Diabetes Hero

Our last prompt for Diabetes Blog Week is to blog about a “Diabetes Hero”.  Again, there are so many of them out there.  Jeff Hitchcock remains a hero for all that he has done for children with diabetes and their parents. Without his website, I would not have met the many Parents of Diabetes who also remain at the top of my hero list. 

I have never really been one into the “hero” concept.  So many people struggle each day.  So many people do amazing things. They awe me.  They may make me proud to know them but what really is a hero? I headed off to Google once again to search for a definition. They defined a hero as “a man of distinguished courage or ability, admired for his brave deeds or noble qualities.”

I began to think of my sons…first they were male so that allows them into the category but did they fit the rest of the definition? Are they courageous or do they have amazing abilities? Yes, they fit there too.

My youngest son has faced diabetes with courage every day since he was two years old.  We have had our battles but he rarely ever cried when injected. I never had to chase or bribe him to test him…until he was older.  He inserts his infusion sets with only the occasional bit of theatrics (that I am sure are well founded but I won’t tell him that).  He has faced blood tests and blood squirting across the table from “gusher” sites.  He nobly sits through diabetes conferences despite not wanting to be there.  He rarely, if ever tells me that he hates diabetes. Its part of his life. He is quiet about it. He does not like to bring attention to himself or his diabetes but that is just him. He is my strong, silent son.  

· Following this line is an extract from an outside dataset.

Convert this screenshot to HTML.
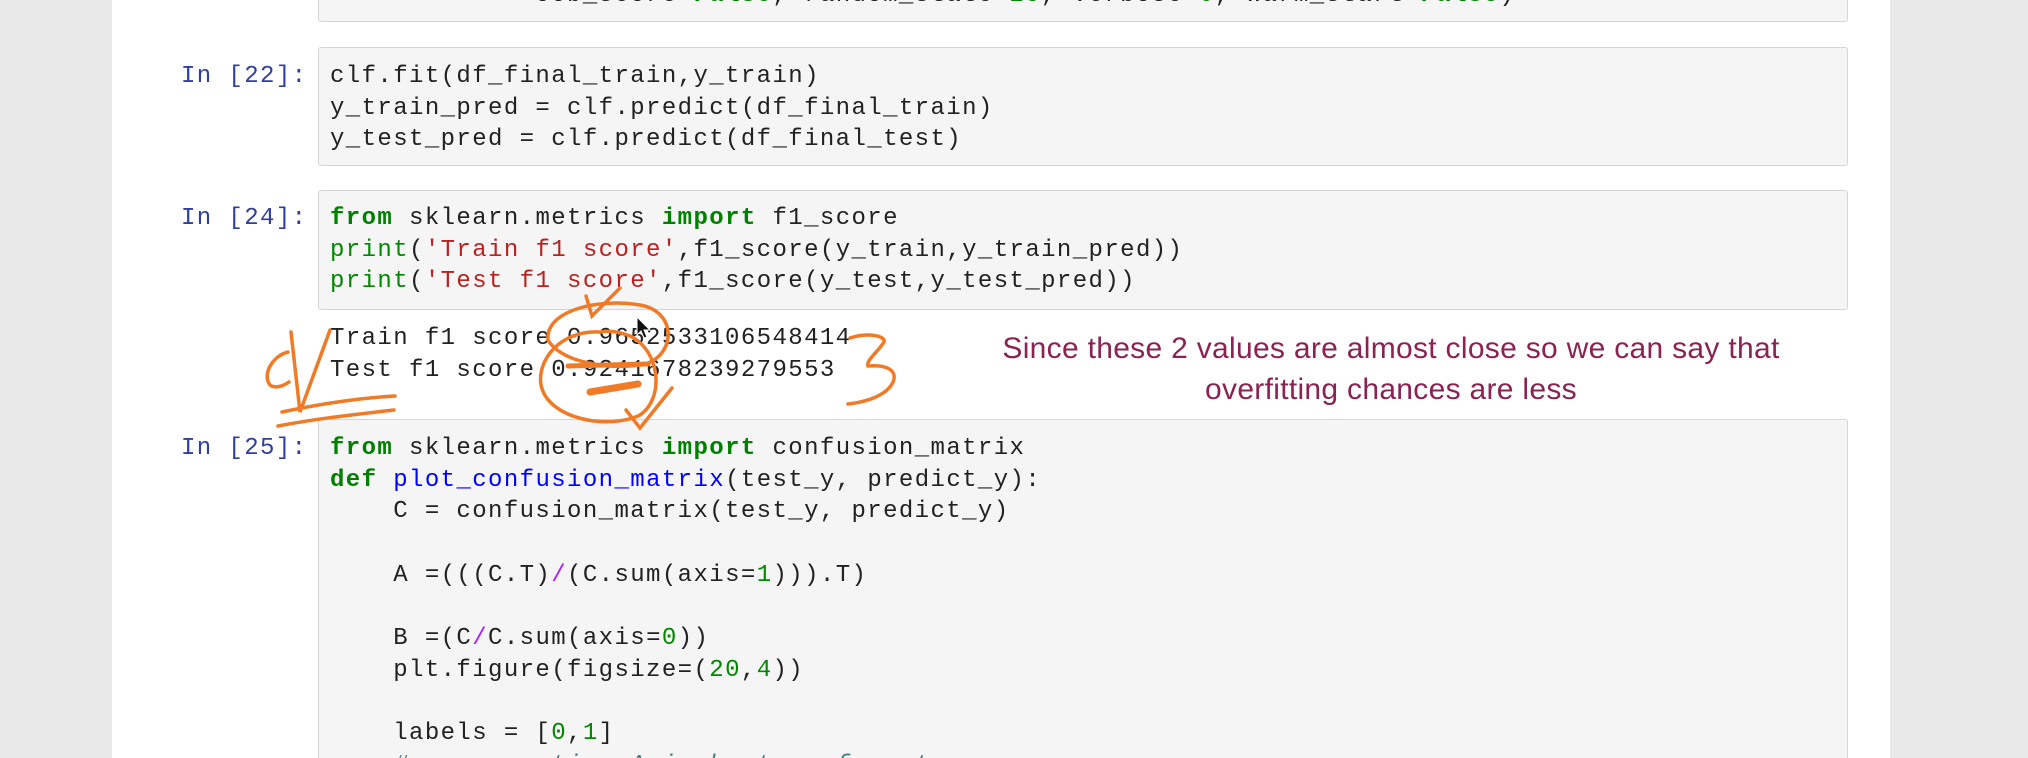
<!DOCTYPE html>
<html style="overflow:hidden;height:758px"><head><meta charset="utf-8"><style>
html,body{margin:0;padding:0}
body{width:2028px;height:758px;background:#e9e9e9;position:relative;overflow:hidden;font-family:"Liberation Mono",monospace}
.page{position:absolute;left:112px;top:0;width:1778px;height:758px;background:#fff}
.box{position:absolute;left:318px;width:1530px;background:#f5f5f5;border:1.5px solid #d5d5d5;border-radius:3px;box-sizing:border-box}
pre{margin:0;position:absolute;left:330px;font-family:"Liberation Mono",monospace;font-size:24px;letter-spacing:1.4px;line-height:31.7px;color:#222;white-space:pre}
.p{position:absolute;left:181px;font-family:"Liberation Mono",monospace;font-size:24px;letter-spacing:1.4px;color:#303f9f;line-height:31.7px}
.k{color:#008000;font-weight:bold}.s{color:#ba2121}.f{color:#0000ff}.n{color:#008800}.o{color:#aa22ff}
.note{position:absolute;left:900px;width:982px;top:328px;text-align:center;font-family:"Liberation Sans Narrow","Liberation Sans",sans-serif;font-size:30px;line-height:41px;color:#8b2252;letter-spacing:0.3px}
</style></head><body>
<div class="page"></div>
<div class="box" style="top:-10px;height:32px"></div>
<pre style="top:-20px">             oob_score=<span class="k">False</span>, random_state=<span class="n">25</span>, verbose=<span class="n">0</span>, warm_start=<span class="k">False</span>)</pre>

<div class="box" style="top:47px;height:119px"></div>
<div class="p" style="top:61px">In [22]:</div>
<pre style="top:61px">clf.fit(df_final_train,y_train)
y_train_pred = clf.predict(df_final_train)
y_test_pred = clf.predict(df_final_test)</pre>

<div class="box" style="top:190px;height:120px"></div>
<div class="p" style="top:203px">In [24]:</div>
<pre style="top:203px"><span class="k">from</span> sklearn.metrics <span class="k">import</span> f1_score
<span class="n">print</span>(<span class="s">'Train f1 score'</span>,f1_score(y_train,y_train_pred))
<span class="n">print</span>(<span class="s">'Test f1 score'</span>,f1_score(y_test,y_test_pred))</pre>
<pre style="top:323px">Train f1 score 0.9652533106548414
Test f1 score 0.9241678239279553</pre>

<div class="note">Since these 2 values are almost close so we can say that<br>overfitting chances are less</div>

<div class="box" style="top:419px;height:345px"></div>
<div class="p" style="top:433px">In [25]:</div>
<pre style="top:433px"><span class="k">from</span> sklearn.metrics <span class="k">import</span> confusion_matrix
<span class="k">def</span> <span class="f">plot_confusion_matrix</span>(test_y, predict_y):
    C = confusion_matrix(test_y, predict_y)

    A =(((C.T)<span class="o">/</span>(C.sum(axis=<span class="n">1</span>))).T)

    B =(C<span class="o">/</span>C.sum(axis=<span class="n">0</span>))
    plt.figure(figsize=(<span class="n">20</span>,<span class="n">4</span>))

    labels = [<span class="n">0</span>,<span class="n">1</span>]
    <span style="color:#408080;font-style:italic"># representing A in heatmap format</span></pre>

<svg width="2028" height="758" style="position:absolute;left:0;top:0" fill="none" stroke="#f07a26" stroke-width="3.5" stroke-linecap="round">
<path d="M548 340 C545 310 600 298 640 305 C680 312 675 360 640 365 C600 370 560 360 548 340 Z"/>
<path d="M600 332 C560 330 537 360 541 385 C548 420 610 430 640 415 C665 398 660 350 630 336 C615 330 605 331 600 332"/>
<path d="M586 296 L592 316 L620 288"/>
<path d="M626 410 L640 428 L672 388"/>
<path d="M590 392 L638 384" stroke-width="7"/>
<path d="M568 366 L648 364" stroke-width="5"/>
<path d="M288 352 C272 356 262 375 270 385 C275 389 283 386 289 382"/>
<path d="M291 332 L300 412 L330 330"/>
<path d="M282 412 C320 404 360 398 395 396"/>
<path d="M278 426 C320 418 360 414 394 410"/>
<path d="M850 338 C868 332 886 336 884 342 C878 352 866 360 868 366 C892 364 898 374 892 384 C885 396 866 402 848 404"/>
</svg>
<svg width="20" height="26" style="position:absolute;left:635px;top:315px"><path d="M2 2 L2 20 L6 16 L9 23 L12 22 L9 15 L15 15 Z" fill="#111" stroke="#fff" stroke-width="1"/></svg>
</body></html>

My older son doesn’t have diabetes but he has had to live with it in the house nonetheless. He has had the ability to watch out for his younger brother when in school and help teachers make diabetes related decisions.  He has gone to diabetes conferences as well and made the most of them, making friends and becoming a part of the events.  He has not grumbled much about the energy his mother puts into diabetes advocacy and knows that when he needs help on his own issues, I am there as well.  He is patient. He is kind. He is confident and outgoing. He treats his brother like anyone else.  He torments him when high.  He brings him juice when he is low. 

My boys have handled diabetes in our lives with as much poise and grace as can be expected.  They have not screamed or truly rebelled. They have made it a part of their lives, rolling with each new challenge and forging ahead. They are my Diabetes Heroes.

Faces of Heroes

Recently Reyna of Beta Buddies posted a great article on her life as a pancreas. I was worn out just reading it and then realized that it mimicked a lot of what our life has been for more years than I can remember. I began to think that maybe I should try that, to write out a description of my life. I still might but not today.

In viewing what her family does each day, I also realized something about my own attitude towards diabetes care. It has always been a “suck it up, Buttercup” kind of thing.  When I inject a site and he complains, I will tell my son that it wasn’t that bad–not that I have ever injected myself with an infusion set but, get over it kid! When I ask him to lance his finger again to give me more information, I don’t think, Dang that’s gotta hurt. I just think, its more information for me to keep him healthy. 

I am not really so cruel that I don’t care about his pain.  I have to depersonalize it so that it doesn’t overwhelm me. Since that fateful day in March of 2000, I swore to do whatever it took to keep my son alive.  His life was a gift and I would work hard to protect it. Poking and prodding him at all hours of the day seemed to be a far better option than what I had seen on March 17th. There was no going back if I could help it.

One of the first Canadian pilots with Type 1 diabetes

With all of this swirling through my head, I began to further think of the people who will say that their children are their heroes. Not just the children living with diabetes, but also the siblings that support them. I have been slowly working on a new look for my website.  I am changing pages, making things fresh and looking at adding new sections. Years ago I created a campaign called “Faces of Diabetes“.  It was printed and bound and then presented to politicians to show them the real “faces of diabetes”.  These were everyday people and their stories.  Some made me cry and some gave me hope but the common theme was that they were all working hard to make the most of their lives with diabetes.

Cameron has lived with diabetes for most of her life

I then began to think that maybe the Faces of Diabetes should also have a new section–Diabetes Heroes. I decided to see if this had already been done.  A quick Google search led me to an AccuChek site that showcased Oskar Minkowski and Elliot Joslin.  This was not what I was looking for. They were dead and I was looking for real people who have been heroes in their own right. I was looking for the sister who has raised money for diabetes awareness because her younger sister lives with the disease.  The little boy who bravely injects himself with insulin so that Mom and Dad can go out on a date night. To me, those are the heroes to be recognized.

So here is my challenge to you…send me those stories (and ask your friends to do the same)! Provide a picture, when they were diagnosed and of course why you think that they are heroes.  I will then provide the page to showcase them. If you want to add yourself but don’t feel that “hero” works for you, please help me add to the Faces of Diabetes page.  Those people are still heroes whether they realize it or not.